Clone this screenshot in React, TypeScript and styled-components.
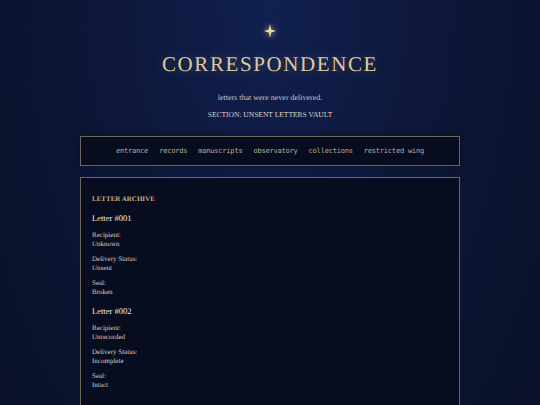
import styled, { createGlobalStyle } from 'styled-components';

const GlobalStyle = createGlobalStyle`
  html, body {
    margin: 0;
    padding: 0;
  }

  body {
    min-height: 405px;
    background-color: #0c1636;
    background-image:
      radial-gradient(circle, rgba(120, 140, 200, 0.12) 0.6px, transparent 1px),
      radial-gradient(ellipse at 50% 0%, #112050 0%, #0d1738 45%, #090f26 100%);
    background-size: 57px 57px, 100% 100%;
    font-family: 'Liberation Serif', 'DejaVu Serif', serif;
    color: #d8d2c2;
    overflow: hidden;
    -webkit-font-smoothing: antialiased;
    text-rendering: geometricPrecision;
  }
`;

const Page = styled.div`
  width: 380px;
  margin: 0 auto;
  padding-top: 24px;
`;

const Header = styled.header`
  display: flex;
  flex-direction: column;
  align-items: center;
`;

const Star = styled.div`
  width: 12px;
  height: 14px;
  display: flex;
  align-items: center;
  justify-content: center;
  filter: drop-shadow(0 0 3px rgba(240, 210, 140, 0.8));
`;

const Title = styled.h1`
  margin: 13px 0 0;
  font-family: 'Liberation Serif', serif;
  font-weight: 400;
  font-size: 21px;
  line-height: 26px;
  letter-spacing: 1.6px;
  color: #dccba0;
  text-shadow: 0 0 8px rgba(220, 200, 150, 0.25);
`;

const Subtitle = styled.p`
  margin: 15px 0 0;
  font-size: 8px;
  line-height: 12px;
  color: #c2c0c6;
`;

const Section = styled.p`
  margin: 5px 0 0;
  font-size: 7.5px;
  line-height: 12px;
  color: #d6d3cc;
`;

const Nav = styled.nav`
  margin-top: 15px;
  height: 30px;
  box-sizing: border-box;
  border: 1px solid #6d6757;
  background: #080c1f;
  display: flex;
  align-items: center;
  justify-content: center;
  gap: 11px;
  box-shadow: 0 0 10px rgba(0, 0, 0, 0.35);
`;

const NavLink = styled.a`
  font-family: 'DejaVu Sans Mono', 'Liberation Mono', monospace;
  font-size: 7px;
  letter-spacing: -0.2px;
  color: #b8b09c;
  text-decoration: none;
  cursor: pointer;
`;

const Archive = styled.section`
  margin-top: 11px;
  border: 1px solid #6d6757;
  background: #080c1f;
  padding: 16px 11px 40px;
  min-height: 260px;
`;

const ArchiveTitle = styled.h2`
  margin: 0;
  font-size: 7px;
  line-height: 10px;
  font-weight: 700;
  text-transform: uppercase;
  color: #c9b68c;
`;

const LetterTitle = styled.h3`
  margin: 8px 0 0;
  font-size: 8.5px;
  line-height: 12px;
  font-weight: 400;
  color: #f3efe6;
`;

const Field = styled.div`
  margin-top: 7px;
  font-size: 7px;
  line-height: 9px;
  color: #d4cfc4;

  & + & {
    margin-top: 6px;
  }
`;

const letters = [
  {
    id: '#001',
    fields: [
      { label: 'Recipient:', value: 'Unknown' },
      { label: 'Delivery Status:', value: 'Unsent' },
      { label: 'Seal:', value: 'Broken' },
    ],
  },
  {
    id: '#002',
    fields: [
      { label: 'Recipient:', value: 'Unrecorded' },
      { label: 'Delivery Status:', value: 'Incomplete' },
      { label: 'Seal:', value: 'Intact' },
    ],
  },
];

const navItems = ['entrance', 'records', 'manuscripts', 'observatory', 'collections', 'restricted wing'];

const App = () => {
  return (
    <>
      <GlobalStyle />
      <Page>
        <Header>
          <Star>
            <svg width="12" height="14" viewBox="0 0 12 14">
              <path d="M6 0 L7.2 5.6 L12 7 L7.2 8.4 L6 14 L4.8 8.4 L0 7 L4.8 5.6 Z" fill="#f0d9a0" />
            </svg>
          </Star>
          <Title>CORRESPONDENCE</Title>
          <Subtitle>letters that were never delivered.</Subtitle>
          <Section>SECTION: UNSENT LETTERS VAULT</Section>
        </Header>
        <Nav>
          {navItems.map((item) => (
            <NavLink key={item}>{item}</NavLink>
          ))}
        </Nav>
        <Archive>
          <ArchiveTitle>Letter Archive</ArchiveTitle>
          {letters.map(({ id, fields }) => (
            <div key={id}>
              <LetterTitle>Letter {id}</LetterTitle>
              {fields.map(({ label, value }) => (
                <Field key={label}>
                  {label}
                  <br />
                  {value}
                </Field>
              ))}
            </div>
          ))}
        </Archive>
      </Page>
    </>
  );
};

export default App;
###
• **Task objective**:
The data should be printed again unchanged; leave its pictures out.

• **Answer**:
Clone this screenshot in React, TypeScript and styled-components.
import styled, { createGlobalStyle } from 'styled-components';

const GlobalStyle = createGlobalStyle`
  html, body {
    margin: 0;
    padding: 0;
  }

  body {
    min-height: 405px;
    background-color: #0c1636;
    background-image:
      radial-gradient(circle, rgba(120, 140, 200, 0.12) 0.6px, transparent 1px),
      radial-gradient(ellipse at 50% 0%, #112050 0%, #0d1738 45%, #090f26 100%);
    background-size: 57px 57px, 100% 100%;
    font-family: 'Liberation Serif', 'DejaVu Serif', serif;
    color: #d8d2c2;
    overflow: hidden;
    -webkit-font-smoothing: antialiased;
    text-rendering: geometricPrecision;
  }
`;

const Page = styled.div`
  width: 380px;
  margin: 0 auto;
  padding-top: 24px;
`;

const Header = styled.header`
  display: flex;
  flex-direction: column;
  align-items: center;
`;

const Star = styled.div`
  width: 12px;
  height: 14px;
  display: flex;
  align-items: center;
  justify-content: center;
  filter: drop-shadow(0 0 3px rgba(240, 210, 140, 0.8));
`;

const Title = styled.h1`
  margin: 13px 0 0;
  font-family: 'Liberation Serif', serif;
  font-weight: 400;
  font-size: 21px;
  line-height: 26px;
  letter-spacing: 1.6px;
  color: #dccba0;
  text-shadow: 0 0 8px rgba(220, 200, 150, 0.25);
`;

const Subtitle = styled.p`
  margin: 15px 0 0;
  font-size: 8px;
  line-height: 12px;
  color: #c2c0c6;
`;

const Section = styled.p`
  margin: 5px 0 0;
  font-size: 7.5px;
  line-height: 12px;
  color: #d6d3cc;
`;

const Nav = styled.nav`
  margin-top: 15px;
  height: 30px;
  box-sizing: border-box;
  border: 1px solid #6d6757;
  background: #080c1f;
  display: flex;
  align-items: center;
  justify-content: center;
  gap: 11px;
  box-shadow: 0 0 10px rgba(0, 0, 0, 0.35);
`;

const NavLink = styled.a`
  font-family: 'DejaVu Sans Mono', 'Liberation Mono', monospace;
  font-size: 7px;
  letter-spacing: -0.2px;
  color: #b8b09c;
  text-decoration: none;
  cursor: pointer;
`;

const Archive = styled.section`
  margin-top: 11px;
  border: 1px solid #6d6757;
  background: #080c1f;
  padding: 16px 11px 40px;
  min-height: 260px;
`;

const ArchiveTitle = styled.h2`
  margin: 0;
  font-size: 7px;
  line-height: 10px;
  font-weight: 700;
  text-transform: uppercase;
  color: #c9b68c;
`;

const LetterTitle = styled.h3`
  margin: 8px 0 0;
  font-size: 8.5px;
  line-height: 12px;
  font-weight: 400;
  color: #f3efe6;
`;

const Field = styled.div`
  margin-top: 7px;
  font-size: 7px;
  line-height: 9px;
  color: #d4cfc4;

  & + & {
    margin-top: 6px;
  }
`;

const letters = [
  {
    id: '#001',
    fields: [
      { label: 'Recipient:', value: 'Unknown' },
      { label: 'Delivery Status:', value: 'Unsent' },
      { label: 'Seal:', value: 'Broken' },
    ],
  },
  {
    id: '#002',
    fields: [
      { label: 'Recipient:', value: 'Unrecorded' },
      { label: 'Delivery Status:', value: 'Incomplete' },
      { label: 'Seal:', value: 'Intact' },
    ],
  },
];

const navItems = ['entrance', 'records', 'manuscripts', 'observatory', 'collections', 'restricted wing'];

const App = () => {
  return (
    <>
      <GlobalStyle />
      <Page>
        <Header>
          <Star>
            <svg width="12" height="14" viewBox="0 0 12 14">
              <path d="M6 0 L7.2 5.6 L12 7 L7.2 8.4 L6 14 L4.8 8.4 L0 7 L4.8 5.6 Z" fill="#f0d9a0" />
            </svg>
          </Star>
          <Title>CORRESPONDENCE</Title>
          <Subtitle>letters that were never delivered.</Subtitle>
          <Section>SECTION: UNSENT LETTERS VAULT</Section>
        </Header>
        <Nav>
          {navItems.map((item) => (
            <NavLink key={item}>{item}</NavLink>
          ))}
        </Nav>
        <Archive>
          <ArchiveTitle>Letter Archive</ArchiveTitle>
          {letters.map(({ id, fields }) => (
            <div key={id}>
              <LetterTitle>Letter {id}</LetterTitle>
              {fields.map(({ label, value }) => (
                <Field key={label}>
                  {label}
                  <br />
                  {value}
                </Field>
              ))}
            </div>
          ))}
        </Archive>
      </Page>
    </>
  );
};

export default App;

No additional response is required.